しかし、AIにも限界があります。AIは莫大なデータベースをもとに作られたブレインなので、教えられた学習に対しては人間以上の力を発揮するのですが、今までに学習したことのない新規事業に対しては、その精度は著しく低下すると言われています。人間のような創造性もなく、また、なぜその診断に至ったのかの説明ができないため、ディスカッションをすることもできません。ですから、私たち人間はAIの出した答えが妥当なものかどうかを常に頭を研ぎ澄ませてチェックし、お互いの得意分野を生かした、人間とAIが協調した医療こそが、未来の望まれる、素晴らしい医療の形となるでしょう。
さて、AI時代到来で、近未来の状況が読めない中、AI時代を生き抜くための教育が不可欠と思われます。AIと共存する世代の今の子供たちは、AIが成し得ない分野、すなわち、企画発想力、創造力、コミュニケーション能力などに軸足を置いた教育が必要と言われています。
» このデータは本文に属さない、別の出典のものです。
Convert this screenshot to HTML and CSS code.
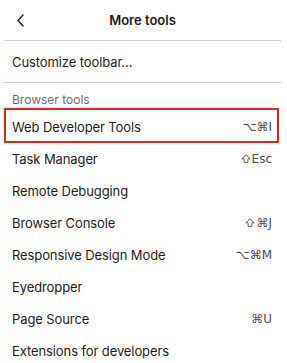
FILE: index.html
```html
<!DOCTYPE html>
<html lang="en">
<head>
  <meta charset="UTF-8">
  <title>More tools</title>
  <meta name="viewport" content="width=device-width, initial-scale=1.0">
  <link rel="stylesheet" href="styles.css">
</head>
<body>

  <div class="panel">
    <header class="panel-header">
      <button class="back-btn" aria-label="Back">
        <svg width="9" height="13" viewBox="0 0 9 13">
          <path d="M7 1 L2 6.5 L7 12" fill="none" stroke="#1c1c1c" stroke-width="1.4" stroke-linecap="round" stroke-linejoin="round"/>
        </svg>
      </button>
      <div class="panel-title">More tools</div>
    </header>

    <div class="sep"></div>

    <div class="item item-tall">
      <span class="label">Customize toolbar…</span>
    </div>

    <div class="sep"></div>

    <div class="group-title">Browser tools</div>

    <ul class="menu">
      <li class="item highlight">
        <span class="label">Web Developer Tools</span>
        <span class="key">⌥⌘I</span>
      </li>
      <li class="item">
        <span class="label">Task Manager</span>
        <span class="key"><svg class="shift" width="10" height="9" viewBox="0 0 10 9"><path d="M5 0.8 L9.2 4.8 L6.9 4.8 L6.9 8.3 L3.1 8.3 L3.1 4.8 L0.8 4.8 Z" fill="none" stroke="#4a4a4a" stroke-width="0.9" stroke-linejoin="round"/></svg>Esc</span>
      </li>
      <li class="item">
        <span class="label">Remote Debugging</span>
      </li>
      <li class="item">
        <span class="label">Browser Console</span>
        <span class="key"><svg class="shift" width="10" height="9" viewBox="0 0 10 9"><path d="M5 0.8 L9.2 4.8 L6.9 4.8 L6.9 8.3 L3.1 8.3 L3.1 4.8 L0.8 4.8 Z" fill="none" stroke="#4a4a4a" stroke-width="0.9" stroke-linejoin="round"/></svg>⌘J</span>
      </li>
      <li class="item">
        <span class="label">Responsive Design Mode</span>
        <span class="key">⌥⌘M</span>
      </li>
      <li class="item">
        <span class="label">Eyedropper</span>
      </li>
      <li class="item">
        <span class="label">Page Source</span>
        <span class="key">⌘U</span>
      </li>
      <li class="item">
        <span class="label">Extensions for developers</span>
      </li>
    </ul>
  </div>

</body>
</html>
```

FILE: styles.css
```css
body {
  margin: 0;
  font-family: 'Inter', 'Noto Sans', sans-serif;
  background-color: #ffffff;
  color: #1b1b1b;
  font-size: 13px;
}

.panel {
  padding: 0 6px 0 4px;
}

.panel-header {
  height: 40px;
  display: flex;
  align-items: center;
  justify-content: center;
  position: relative;
}

.back-btn {
  position: absolute;
  left: 9px;
  top: 13px;
  width: 14px;
  height: 14px;
  padding: 0;
  border: none;
  background: none;
  display: flex;
  align-items: center;
  justify-content: center;
}

.panel-title {
  font-weight: 600;
  font-size: 13px;
  margin-top: -1px;
}

.sep {
  height: 1px;
  background-color: #cfcfcf;
}

.item {
  display: flex;
  align-items: center;
  justify-content: space-between;
  height: 32px;
  padding: 0 9px 0 8px;
}

.label {
  letter-spacing: -0.1px;
}

.item-tall {
  height: 41px;
}

.group-title {
  color: #6d6d6d;
  font-size: 12px;
  padding: 9px 8px 0 8px;
  height: 19px;
}

.menu {
  list-style: none;
  margin: 0;
  padding: 0;
}

.key {
  display: flex;
  align-items: center;
  gap: 1px;
  color: #4a4a4a;
  font-family: 'DejaVu Sans', sans-serif;
  font-size: 12px;
}

.shift {
  margin-top: -1px;
}

.highlight {
  position: relative;
}

/* red annotation frame */
.highlight::after {
  content: "";
  position: absolute;
  top: -3px;
  bottom: 0;
  left: 0;
  right: 2px;
  border: 2px solid #e8231c;
}
```
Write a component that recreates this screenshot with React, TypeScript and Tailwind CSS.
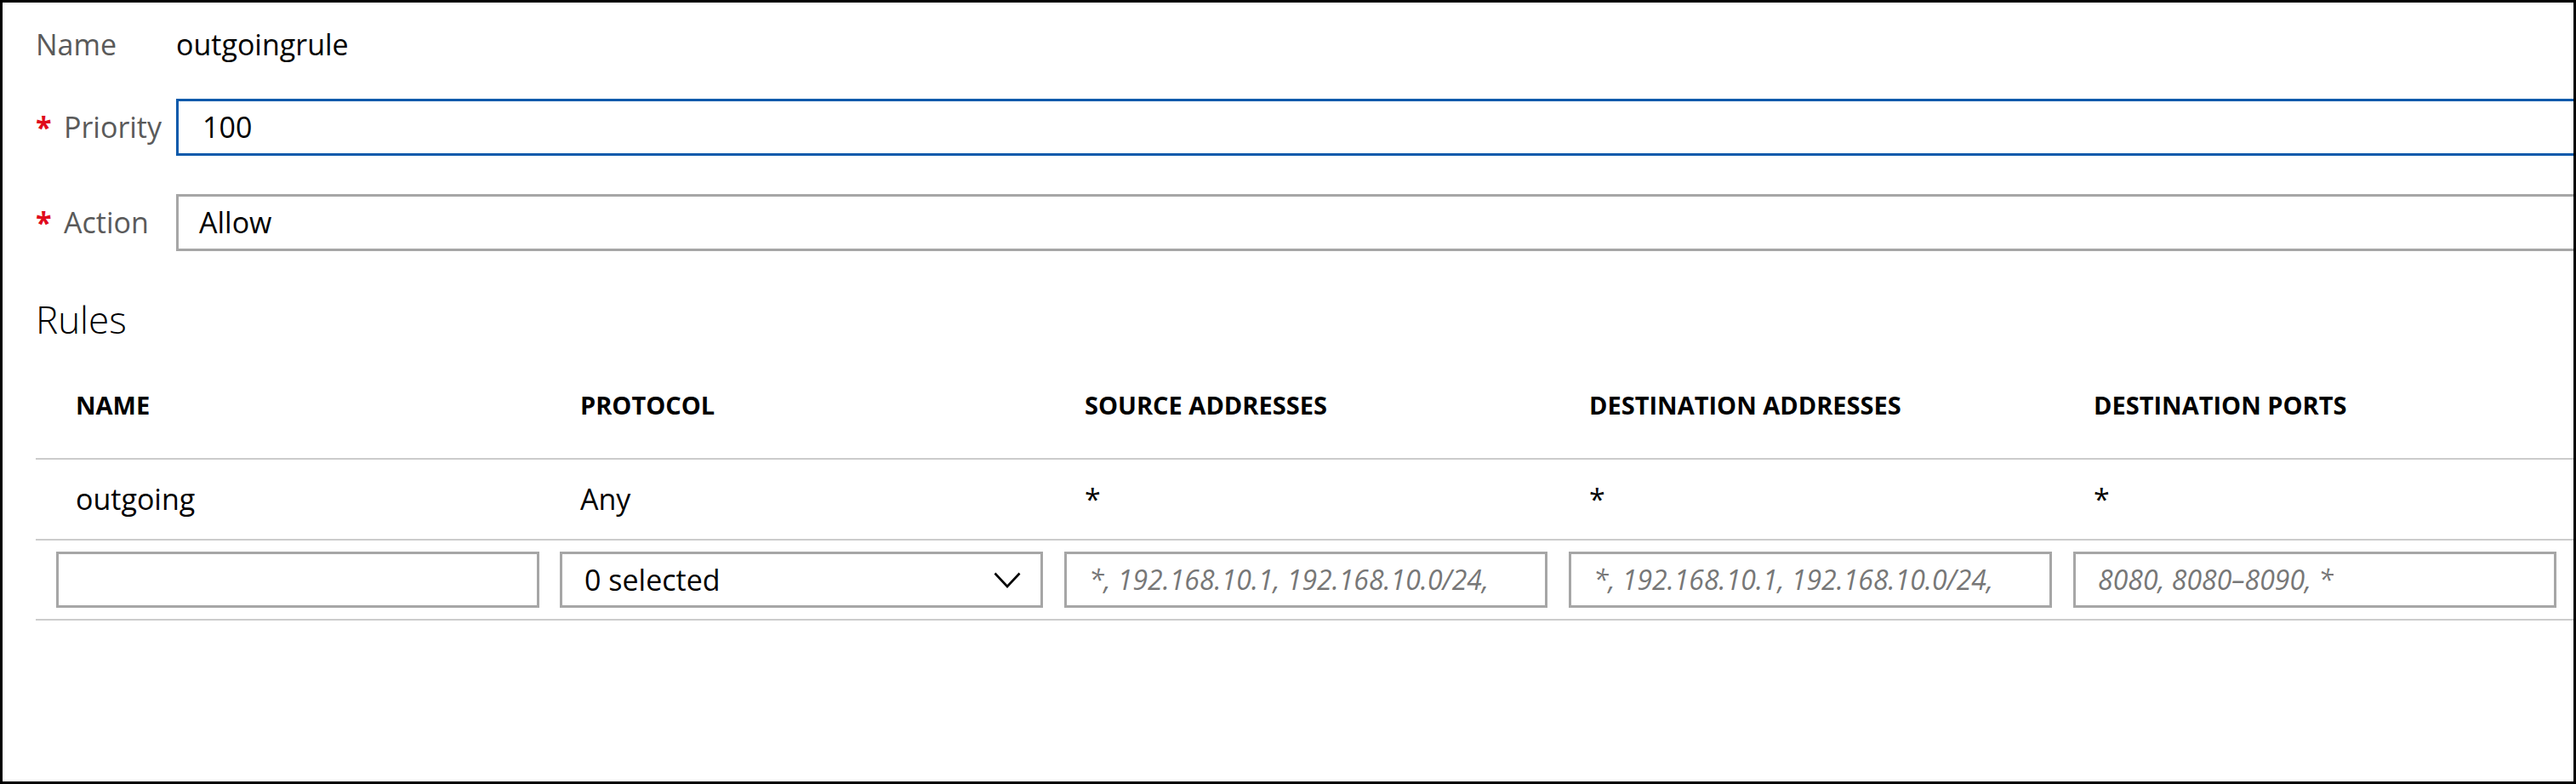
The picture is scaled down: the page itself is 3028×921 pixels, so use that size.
import React from "react";

const columns = [
  "NAME",
  "PROTOCOL",
  "SOURCE ADDRESSES",
  "DESTINATION ADDRESSES",
  "DESTINATION PORTS",
];

const rule = ["outgoing", "Any", "*", "*", "*"];

const Chevron = () => (
  <svg width="32" height="19" viewBox="0 0 32 19" fill="none">
    <polyline
      points="1.5,1.5 16,17 30.5,1.5"
      stroke="#000"
      strokeWidth="2.6"
      strokeLinejoin="miter"
    />
  </svg>
);

const Box = ({
  children,
  className = "",
}: {
  children?: React.ReactNode;
  className?: string;
}) => (
  <div
    className={
      "h-[66px] w-[568px] border-[3px] border-[#a6a6a6] bg-white pl-[26px] pr-[23px] flex items-center " +
      className
    }
  >
    {children}
  </div>
);

const Placeholder = ({ text }: { text: string }) => (
  <span className="text-[32px] italic text-[#777777] whitespace-nowrap overflow-hidden">
    {text}
  </span>
);

export default function App() {
  return (
    <div className="w-[3028px] h-[921px] border-[3px] border-black bg-white overflow-hidden font-['Open_Sans',sans-serif] text-black">
      <div className="pl-[39px] pt-[25px]">
        <div className="flex items-center h-[48px] text-[34px]">
          <div className="w-[165px] text-[#5a5a5a]">Name</div>
          <div>outgoingrule</div>
        </div>

        <div className="flex items-center mt-[40px] text-[34px]">
          <div className="w-[165px] flex items-center text-[#5a5a5a]">
            <span className="w-[33px] font-bold text-[#e00b1c]">*</span>
            <span>Priority</span>
          </div>
          <div className="flex-1 h-[67px] border-[3px] border-r-0 border-[#0b5aab] pl-[28px] flex items-center">
            100
          </div>
        </div>

        <div className="flex items-center mt-[45px] text-[34px]">
          <div className="w-[165px] flex items-center text-[#5a5a5a]">
            <span className="w-[33px] font-bold text-[#e00b1c]">*</span>
            <span>Action</span>
          </div>
          <div className="flex-1 h-[67px] border-[3px] border-r-0 border-[#a6a6a6] pl-[24px] flex items-center">
            Allow
          </div>
        </div>

        <h2 className="mt-[54px] h-[52px] leading-[52px] text-[44px] font-light">
          Rules
        </h2>

        <div className="grid grid-cols-[repeat(5,593px)_1fr] h-[139px] pt-[12px] items-center border-b-2 border-[#cccccc]">
          {columns.map((c) => (
            <div key={c} className="pl-[47px] text-[29px] font-bold whitespace-nowrap">
              {c}
            </div>
          ))}
          <div />
        </div>

        <div className="grid grid-cols-[repeat(5,593px)_1fr] h-[95px] items-center border-b-2 border-[#cccccc] text-[34px]">
          {rule.map((v, i) => (
            <div key={i} className="pl-[47px]">
              {v}
            </div>
          ))}
          <div />
        </div>

        <div className="grid grid-cols-[repeat(5,593px)_1fr] h-[94px] items-center border-b-2 border-[#cccccc]">
          <div className="pl-[24px]">
            <Box />
          </div>
          <div className="pl-[23px]">
            <Box className="justify-between text-[34px]">
              <span>0 selected</span>
              <Chevron />
            </Box>
          </div>
          <div className="pl-[23px]">
            <Box>
              <Placeholder text="*, 192.168.10.1, 192.168.10.0/24," />
            </Box>
          </div>
          <div className="pl-[23px]">
            <Box>
              <Placeholder text="*, 192.168.10.1, 192.168.10.0/24," />
            </Box>
          </div>
          <div className="pl-[23px]">
            <Box>
              <Placeholder text="8080, 8080–8090, *" />
            </Box>
          </div>
          <div />
        </div>
      </div>
    </div>
  );
}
私たちが当たり前に学んだ主要教科もさることながら、何かとらえどころのない、偏差値での評価が難しい感じのする学問が重要となってくるわけです。
それにむけての取り組みのひとつが、今のセンター試験の廃止と、2020年度からスタートする、大学入学共通テストです。新しい共通テストでは、国語と数学に記述式問題を導入し、思考力、判断力、表現力を重視する内容となるそうです。暗記するだけでは得点できない仕組みを作ることで、AIと共存できる人間を選抜するということなのでしょうか。こうなってくると、将来、医学部受験も様変わりすることが予想されます。AIの出した答えが妥当なものかどうかを見極めるための、今まで通りの知識のほかに、人間力を評価するためのテストが導入されるかも知れません。理数系のトップが合格すると思われていた医学部ですが、いくら学科の偏差値が高くても、人間力の低い人は不合格となる時代を想像するのは、私だけではないと思います。
最後に、どんな時代が来ようとも、今まで学んだ医療と、長年培った人間力を生かして、眼科開業医としての自分を全うしていきたいと思うこの頃です。